Thursday, August 6, 2009

The Oldest Established—But Ever Changing...

Where’s the action? Where’s the game?
Gotta have the game
Or we’ll die from shame.
It’s the oldest established, permanent floating
Crap game in New York!

[Guys and Dolls]

I remember years ago reading—thus long before the U.S.S.R. came apart more or less voluntarily—all kinds of amusing tales about the Russian economy. One of these concerned a minor scandal. Evidently the largest Russian producer of chandeliers got in trouble. Sometimes days and sometimes weeks after its chandeliers were hung, the ceilings that they decorated came crashing down; the floors above became dangerously weakened. Why? Investigation revealed that the company, state-run like everything else, had to meet an annual output quota set by weight: so-and-so-many tons per annum. In order to meet its quota, the concern began adding extra weight to every chandelier it made, festooning each with hard-to-see clumps of lead. They juiced up the weight a little every year—until the ceilings came down.
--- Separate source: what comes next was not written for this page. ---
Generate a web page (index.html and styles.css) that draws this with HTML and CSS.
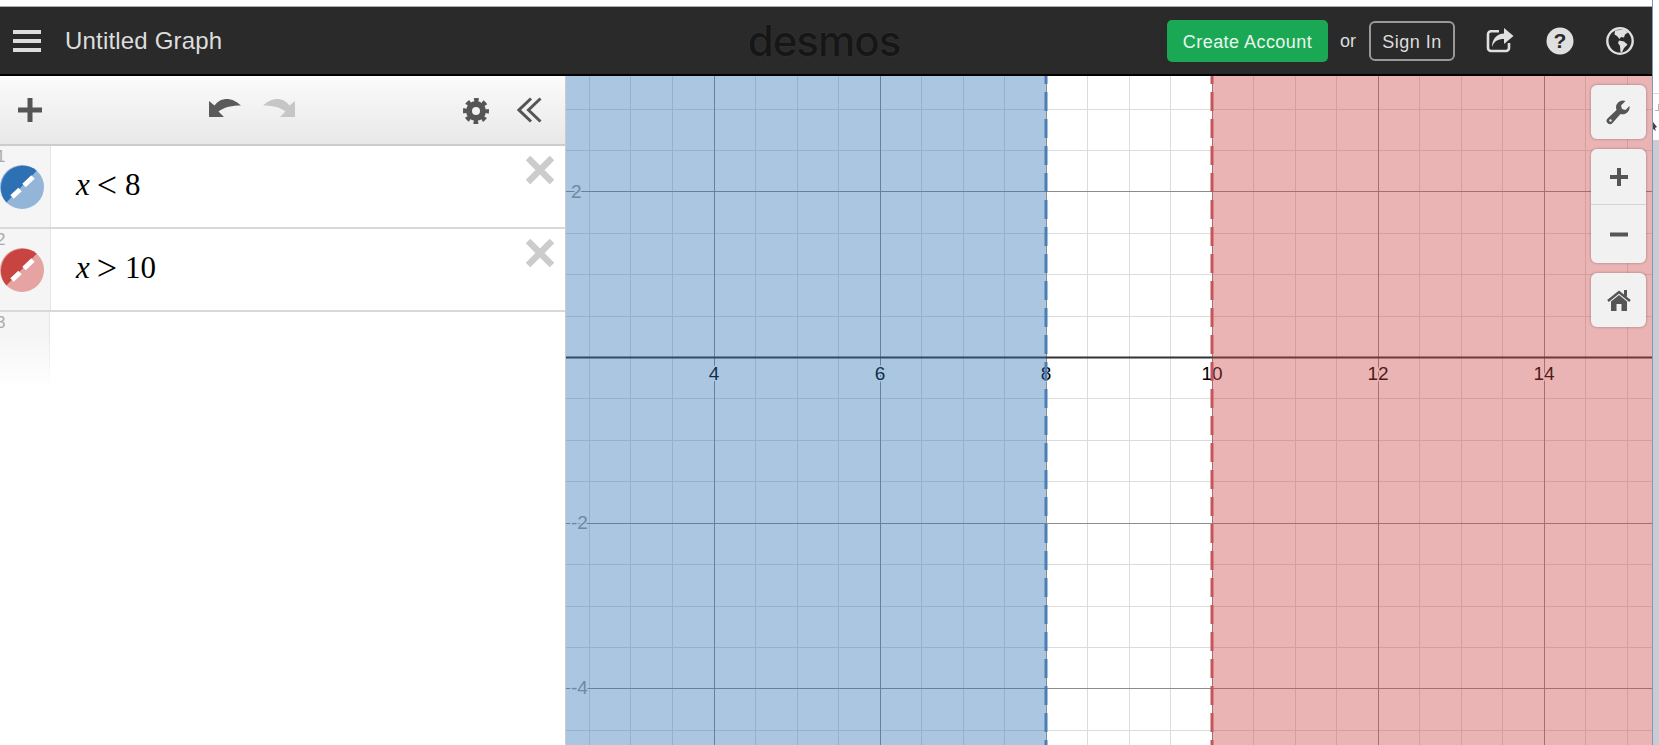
FILE: index.html
```html
<!DOCTYPE html>
<html lang="en">
<head>
    <meta charset="UTF-8" />
    <title>Desmos | Graphing Calculator</title>
    <link rel="stylesheet" href="styles.css">
</head>
<body>
    <div class="page">
        <div class="app">
            <div class="top-strip"></div>

            <div class="header">
                <div class="header-left">
                    <div class="burger"><span></span><span></span><span></span></div>
                    <div class="graph-title">Untitled Graph</div>
                </div>
                <div class="logo">desmos</div>
                <div class="header-right">
                    <button class="btn-create">Create Account</button>
                    <span class="or">or</span>
                    <button class="btn-signin">Sign In</button>
                    <svg class="head-icon share" width="28" height="25" viewBox="0 0 28 25">
                        <path d="M13 3.2H5a3 3 0 0 0-3 3V20a3 3 0 0 0 3 3h15a3 3 0 0 0 3-3v-5" fill="none" stroke="#e0e0e0" stroke-width="2.6"/>
                        <path d="M18 0l9.5 8L18 16v-5C12 11 8 13 6 19 6 11 11 5.5 18 5.5z" fill="#e0e0e0"/>
                    </svg>
                    <svg class="head-icon help" width="28" height="28" viewBox="0 0 28 28">
                        <circle cx="14" cy="14" r="13.5" fill="#e0e0e0"/>
                        <text x="14" y="21" class="help-mark">?</text>
                    </svg>
                    <svg class="head-icon globe" width="28" height="28" viewBox="0 0 28 28">
                        <circle cx="14" cy="14" r="12.7" fill="none" stroke="#e0e0e0" stroke-width="2.4"/>
                        <path d="M9 3.5l9-1 4 3-3 2-1 3-3-.5-1.500 2L11 9 8.500 7.500z" fill="#e0e0e0"/>
                        <path d="M13 13.500l5 1 3.500 3-3.500 3.500-2 4.500-1.500-.5-.5-6-2-3z" fill="#e0e0e0"/>
                    </svg>
                </div>
            </div>

            <div class="main-content">
                <div class="panel">
                    <div class="toolbar">
                        <svg class="icon-add" width="26" height="26" viewBox="0 0 26 26">
                            <path d="M13 1v24M1 13h24" stroke="#555" stroke-width="5" fill="none"/>
                        </svg>
                        <div class="history">
                            <svg width="32" height="18" viewBox="0 0 32 18">
                                <path d="M0 2v16h15l-5.500-5.500C15 8 24 6.500 32 6.500 27 2 22 0 18 0 13 0 9 2 5.500 6.500z" fill="#5a5a5a"/>
                            </svg>
                            <svg width="32" height="18" viewBox="0 0 32 18">
                                <path d="M32 2v16H17l5.500-5.500C17 8 8 6.500 0 6.500 5 2 10 0 14 0c5 0 9 2 12.500 6.500z" fill="#c6c6c6"/>
                            </svg>
                        </div>
                        <svg class="icon-gear" width="26" height="26" viewBox="0 0 26 26">
                            <circle cx="13" cy="13" r="7" fill="none" stroke="#555" stroke-width="6"/>
                            <circle cx="13" cy="13" r="11" fill="none" stroke="#555" stroke-width="4" stroke-dasharray="4.600 4.040" stroke-dashoffset="2.300"/>
                        </svg>
                        <svg class="icon-collapse" width="25" height="26" viewBox="0 0 25 26">
                            <path d="M14 1.500L2 13l12 11.500M23.500 1.500L11.500 13l12 11.500" fill="none" stroke="#555" stroke-width="3"/>
                        </svg>
                    </div>

                    <div class="expr">
                        <div class="gutter">
                            <div class="row-num">1</div>
                            <svg width="44" height="44" viewBox="0 0 44 44">
                                <circle cx="22" cy="22" r="22" fill="#92b5d8"/>
                                <path d="M36.700 5.700A22 22 0 0 0 6.400 37.400z" fill="#2d70b3"/>
                                <path d="M12 32l8-7.500M24 20.500L33 12" stroke="#fff" stroke-width="5" fill="none"/>
                            </svg>
                        </div>
                        <div class="math"><i>x</i><span class="op">&lt;</span><span>8</span></div>
                        <svg class="icon-close" width="28" height="28" viewBox="0 0 28 28">
                            <path d="M2 2l24 24M26 2L2 26" stroke="#ccc" stroke-width="6.500" fill="none"/>
                        </svg>
                    </div>

                    <div class="expr">
                        <div class="gutter">
                            <div class="row-num">2</div>
                            <svg width="44" height="44" viewBox="0 0 44 44">
                                <circle cx="22" cy="22" r="22" fill="#e5a3a1"/>
                                <path d="M36.700 5.700A22 22 0 0 0 6.400 37.400z" fill="#c74440"/>
                                <path d="M12 32l8-7.500M24 20.500L33 12" stroke="#fff" stroke-width="5" fill="none"/>
                            </svg>
                        </div>
                        <div class="math"><i>x</i><span class="op">&gt;</span><span>10</span></div>
                        <svg class="icon-close" width="28" height="28" viewBox="0 0 28 28">
                            <path d="M2 2l24 24M26 2L2 26" stroke="#ccc" stroke-width="6.500" fill="none"/>
                        </svg>
                    </div>

                    <div class="expr-empty">
                        <div class="gutter-fade">
                            <div class="row-num">3</div>
                        </div>
                    </div>
                </div>

                <div class="graph">
                    <!-- viewBox keeps page coordinates so the grid numbers are easy to check -->
                    <svg class="plot" width="1086" height="669" viewBox="566 76 1086 669">
                        <g class="minor">
                            <path d="M589.500 76V745M630.500 76V745M672.500 76V745M755.500 76V745M797.500 76V745M838.500 76V745M921.500 76V745M963.500 76V745M1004.500 76V745M1087.500 76V745M1129.500 76V745M1170.500 76V745M1253.500 76V745M1295.500 76V745M1336.500 76V745M1419.500 76V745M1461.500 76V745M1502.500 76V745M1585.500 76V745M1627.500 76V745"/>
                            <path d="M566 109.500H1652M566 150.500H1652M566 233.500H1652M566 274.500H1652M566 316.500H1652M566 398.500H1652M566 440.500H1652M566 481.500H1652M566 564.500H1652M566 606.500H1652M566 647.500H1652M566 730.500H1652"/>
                        </g>
                        <g class="major">
                            <path d="M714.500 76V745M880.500 76V745M1046.500 76V745M1212.500 76V745M1378.500 76V745M1544.500 76V745"/>
                            <path d="M566 191.500H1652M566 523.500H1652M566 688.500H1652"/>
                        </g>
                        <path class="axis" d="M566 357.500H1652"/>

                        <g class="x-labels">
                            <text x="714" y="380">4</text>
                            <text x="880" y="380">6</text>
                            <text x="1046" y="380">8</text>
                            <text x="1212" y="380">10</text>
                            <text x="1378" y="380">12</text>
                            <text x="1544" y="380">14</text>
                        </g>
                        <g class="y-labels">
                            <text x="571" y="198">2</text>
                            <text x="571" y="529">-2</text>
                            <text x="571" y="694">-4</text>
                        </g>

                        <rect class="shade-blue" x="566" y="76" width="480" height="669"/>
                        <rect class="shade-red" x="1212" y="76" width="440" height="669"/>
                        <path class="edge-blue" d="M1046 11V745"/>
                        <path class="edge-red" d="M1212 11V745"/>
                    </svg>

                    <div class="graph-tools">
                        <div class="tool-btn tool-wrench">
                            <svg width="25" height="25" viewBox="0 0 25 25">
                                <path d="M23.500 6a7 7 0 0 1-9 8l-8 9a3 3 0 0 1-5-4.500l9-8.500a7 7 0 0 1 9-9L15 5.500 16 9l3.500 1z" fill="#555"/>
                                <circle cx="4.500" cy="20.500" r="1.200" fill="#f1f1f1"/>
                            </svg>
                        </div>
                        <div class="tool-group">
                            <div class="tool-btn tool-plus">
                                <svg width="18" height="18" viewBox="0 0 18 18">
                                    <path d="M9 0v18M0 9h18" stroke="#555" stroke-width="4"/>
                                </svg>
                            </div>
                            <div class="tool-btn tool-minus">
                                <svg width="18" height="5" viewBox="0 0 18 5">
                                    <path d="M0 2.500h18" stroke="#555" stroke-width="4"/>
                                </svg>
                            </div>
                        </div>
                        <div class="tool-btn tool-home">
                            <svg width="24" height="21" viewBox="0 0 24 21">
                                <path d="M1 11L12 2l11 9" fill="none" stroke="#555" stroke-width="2.500"/>
                                <path d="M17 0h3v7l-3-2z" fill="#555"/>
                                <path d="M4 11.500l8-6.500 8 6.500V21h-5.500v-7h-5v7H4z" fill="#555"/>
                            </svg>
                        </div>
                    </div>
                </div>
            </div>
        </div>

        <div class="side">
            <div class="side-top">
                <svg width="7" height="140" viewBox="0 0 7 140">
                    <path d="M0 93.500h7" stroke="#d8d8d8"/>
                    <path d="M5.500 104v6M2 110.500h5" stroke="#b5b5b5"/>
                    <path d="M0 122l4 5-2 1 1 3-3-2z" fill="#444"/>
                </svg>
            </div>
            <div class="side-rest"></div>
        </div>
    </div>
</body>
</html>
```

FILE: styles.css
```css
html, body {
    margin: 0;
    height: 100%;
    overflow: hidden;
}

body {
    background: #fff;
    font-family: 'Liberation Sans', Arial, sans-serif;
}

.page {
    display: flex;
    height: 100vh;
}

.app {
    width: 1652px;
    display: flex;
    flex-direction: column;
}

.top-strip {
    height: 6px;
    background: #fff;
    border-bottom: 1px solid #aaa;
}

/* header */
.header {
    height: 67px;
    background: #2a2a2a;
    border-bottom: 2px solid #000;
    display: grid;
    grid-template-columns: 1fr auto 1fr;
    align-items: center;
}

.header-left {
    display: flex;
    align-items: center;
    padding-left: 13px;
}

.burger {
    display: flex;
    flex-direction: column;
    gap: 5px;
    width: 28px;
}

.burger span {
    height: 4px;
    background: #ddd;
}

.graph-title {
    margin-left: 24px;
    color: #ddd;
    font-size: 24px;
    letter-spacing: 0.18px;
}

.logo {
    margin-right: 4px;
    color: #161616;
    font-family: 'Inter', sans-serif;
    font-size: 42px;
    font-weight: 500;
    letter-spacing: -1px;
    line-height: 50px;
    text-shadow: 0 0 2px #3c3c3c;
}

.header-right {
    display: flex;
    align-items: center;
    justify-content: flex-end;
    padding-right: 18px;
}

button {
    font-family: inherit;
    font-size: 18px;
    cursor: pointer;
}

.btn-create {
    width: 161px;
    height: 42px;
    padding: 3px 0 0;
    background: #1aa855;
    color: #eaf6ee;
    border: none;
    border-radius: 5px;
    letter-spacing: 0.45px;
}

.or {
    margin: 2px 13px 0 12px;
    color: #ddd;
    font-size: 18px;
}

.btn-signin {
    width: 86px;
    height: 40px;
    padding: 3px 0 0;
    background: transparent;
    color: #ddd;
    border: 2px solid #999;
    border-radius: 6px;
    letter-spacing: 0.5px;
}

.head-icon {
    display: block;
}

.share {
    margin-left: 31px;
}

.help {
    margin-left: 32px;
}

.globe {
    margin-left: 32px;
}

.help-mark {
    fill: #2a2a2a;
    font-family: 'Liberation Sans', sans-serif;
    font-size: 21px;
    font-weight: bold;
    text-anchor: middle;
}

/* main */
.main-content {
    flex: 1;
    display: flex;
    min-height: 0;
}

.panel {
    width: 565px;
    border-right: 1px solid #ccc;
    background: #fff;
    overflow: hidden;
}

.toolbar {
    height: 68px;
    border-bottom: 2px solid #ccc;
    background: linear-gradient(#fbfbfb, #e8e8e8);
    display: flex;
    align-items: center;
    padding: 0 23px 0 17px;
}

.history {
    display: flex;
    gap: 22px;
    margin-left: 166px;
    margin-top: -5px;
}

.icon-gear {
    margin-left: auto;
    margin-top: 2px;
}

.icon-collapse {
    margin-left: 28px;
}

.expr {
    height: 81px;
    border-bottom: 2px solid #d9d9d9;
    display: flex;
}

.gutter {
    width: 50px;
    background: #f5f5f5;
    border-right: 1px solid #e6e6e6;
    padding-top: 2px;
}

.gutter svg {
    display: block;
}

.row-num {
    margin-left: -4px;
    height: 17px;
    color: #aaa;
    font-size: 17px;
    line-height: 17px;
}

.math {
    flex: 1;
    display: flex;
    align-items: center;
    padding: 0 0 3px 25px;
    color: #000;
    font-family: 'Liberation Serif', 'Times New Roman', serif;
    font-size: 31px;
}

.math .op {
    margin: 0 8px 0 7px;
    font-size: 36px;
    font-weight: 400;
}

.icon-close {
    margin: 10px 11px 0 0;
}

.expr-empty {
    height: 76px;
}

.gutter-fade {
    width: 50px;
    height: 100%;
    padding-top: 2px;
    box-sizing: border-box;
    background: linear-gradient(#f5f5f5 30%, #fff);
    border-right: 1px solid;
    border-image: linear-gradient(#e6e6e6 30%, #fff) 1;
}

/* graph */
.graph {
    flex: 1;
    position: relative;
    overflow: hidden;
    background: #fff;
}

.plot {
    display: block;
}

.minor path {
    stroke: #dcdcdc;
    fill: none;
}

.major path {
    stroke: #8c8c8c;
    fill: none;
}

.axis {
    stroke: #333;
    stroke-width: 2;
}

.x-labels text,
.y-labels text {
    font-family: 'Liberation Sans', sans-serif;
    font-size: 19px;
    paint-order: stroke;
    stroke: #fff;
    stroke-width: 3px;
    stroke-linejoin: round;
}

.x-labels text {
    fill: #000;
    text-anchor: middle;
}

.y-labels text {
    fill: #999;
}

.shade-blue {
    fill: #2d70b3;
    fill-opacity: 0.4;
}

.shade-red {
    fill: #c74440;
    fill-opacity: 0.4;
}

.edge-blue,
.edge-red {
    fill: none;
    stroke-width: 3;
    stroke-dasharray: 19 8;
}

.edge-blue {
    stroke: #4a7fb5;
}

.edge-red {
    stroke: #c4555a;
}

.graph-tools {
    position: absolute;
    top: 9px;
    right: 6px;
    display: flex;
    flex-direction: column;
    gap: 10px;
    width: 55px;
}

.tool-btn {
    display: flex;
    align-items: center;
    justify-content: center;
    background: #f1f1f1;
}

.tool-wrench,
.tool-home {
    height: 54px;
    border-radius: 6px;
    box-shadow: 0 0 2px 1px rgba(0, 0, 0, 0.15);
}

.tool-group {
    border-radius: 6px;
    box-shadow: 0 0 2px 1px rgba(0, 0, 0, 0.15);
    overflow: hidden;
}

.tool-plus {
    height: 55px;
    border-bottom: 1px solid #d4d4d4;
}

.tool-minus {
    height: 58px;
}

/* what is left of the window behind, on the right edge */
.side {
    flex: 1;
    display: flex;
    flex-direction: column;
    border-left: 1px solid #7f97b8;
}

.side-top {
    height: 140px;
    background: #fff;
}

.side-top svg {
    display: block;
}

.side-rest {
    flex: 1;
    background: #c9ccd2;
}
```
Another story documented the hardest jobs in Russia. Those who labored against all odds were buyers engaged by enterprises. Why? Outputs were managed by quotas. The quota-setters never studied demand for raw materials. They set production quotas based on capacity. For this reason appropriate materials, parts, tools, and other components were never ever in line with demand. Buyers scoured the countryside bribing suppliers and gaming the system so that their enterprises would have the stuff to meet their quotas.

I read many more stories illustrating the system from within. Over time I reached the conclusion that the Russian economic system had to be in pretty bad shape. But the dominant message of the mainstream media was the awesome threat the U.S.S.R. represented—and the urgent need therefore to spend ever more billions on countering weapons system. When Perestroika removed the veil and the ideological threat was over, I was not very surprised to learn that Russia was, indeed, a basket case. But what remained in my mind was the big contrast between messages: the official line of our media and the scuttlebutt that reached me through the back channels of business.

The novel Nineteen Eighty-Four comes to mind.

These days the same sense of unreality haunts me when I keep hearing the phrase “war on terror” or hear references to Al Qaida. I don’t minimize the dangers of terrorist acts such as the events of 911, but remind myself that 419 also claimed a lot of victims (168)—and that anarchist events punctuated nineteenth and early twentieth century history as well. We don’t recognize that number, 419, quite so readily because—well, because the terrorists were ordinary boys born in the U.S.A. The event was not quite as dramatic and could not be exploited for political gain. But apart from sober realism concerning dangerous elements that can do a lot of damage and kill a lot of people, I simply do not see Al Qaida or any other similar group, homegrown or not, representing the same kind of threat as a major power might represent. Therefore I see in the current chronic and sustained hype the same kind of symptom as I saw in the decades-long drum-beat of anti-communism.

This sort of thing appears to be a disease that attacks all large modern political aggregations where mass media are used to bend the minds of the masses. The Gang of Four in China comes to mind, a cabal of leaders during the Cultural Revolution of whom Jiang Qing, Mao Tse Tung’s wife, was a leading figure. The Gang of Four fell on hard times soon after Mao died; they were arrested, tried for treason, imprisoned, but later released. The Chinese government exploited this trial to such an extent that, later, all the evils of the Cultural Revolution were blamed on the Gang of Four. I once heard the story of a man who, having accidentally upset a pitcher of wine, pronounced, looking at the mess on the floor: “Gang of Four.” In the same way, these days, I feel like invoking Al Qaida when my lawnmower won’t start.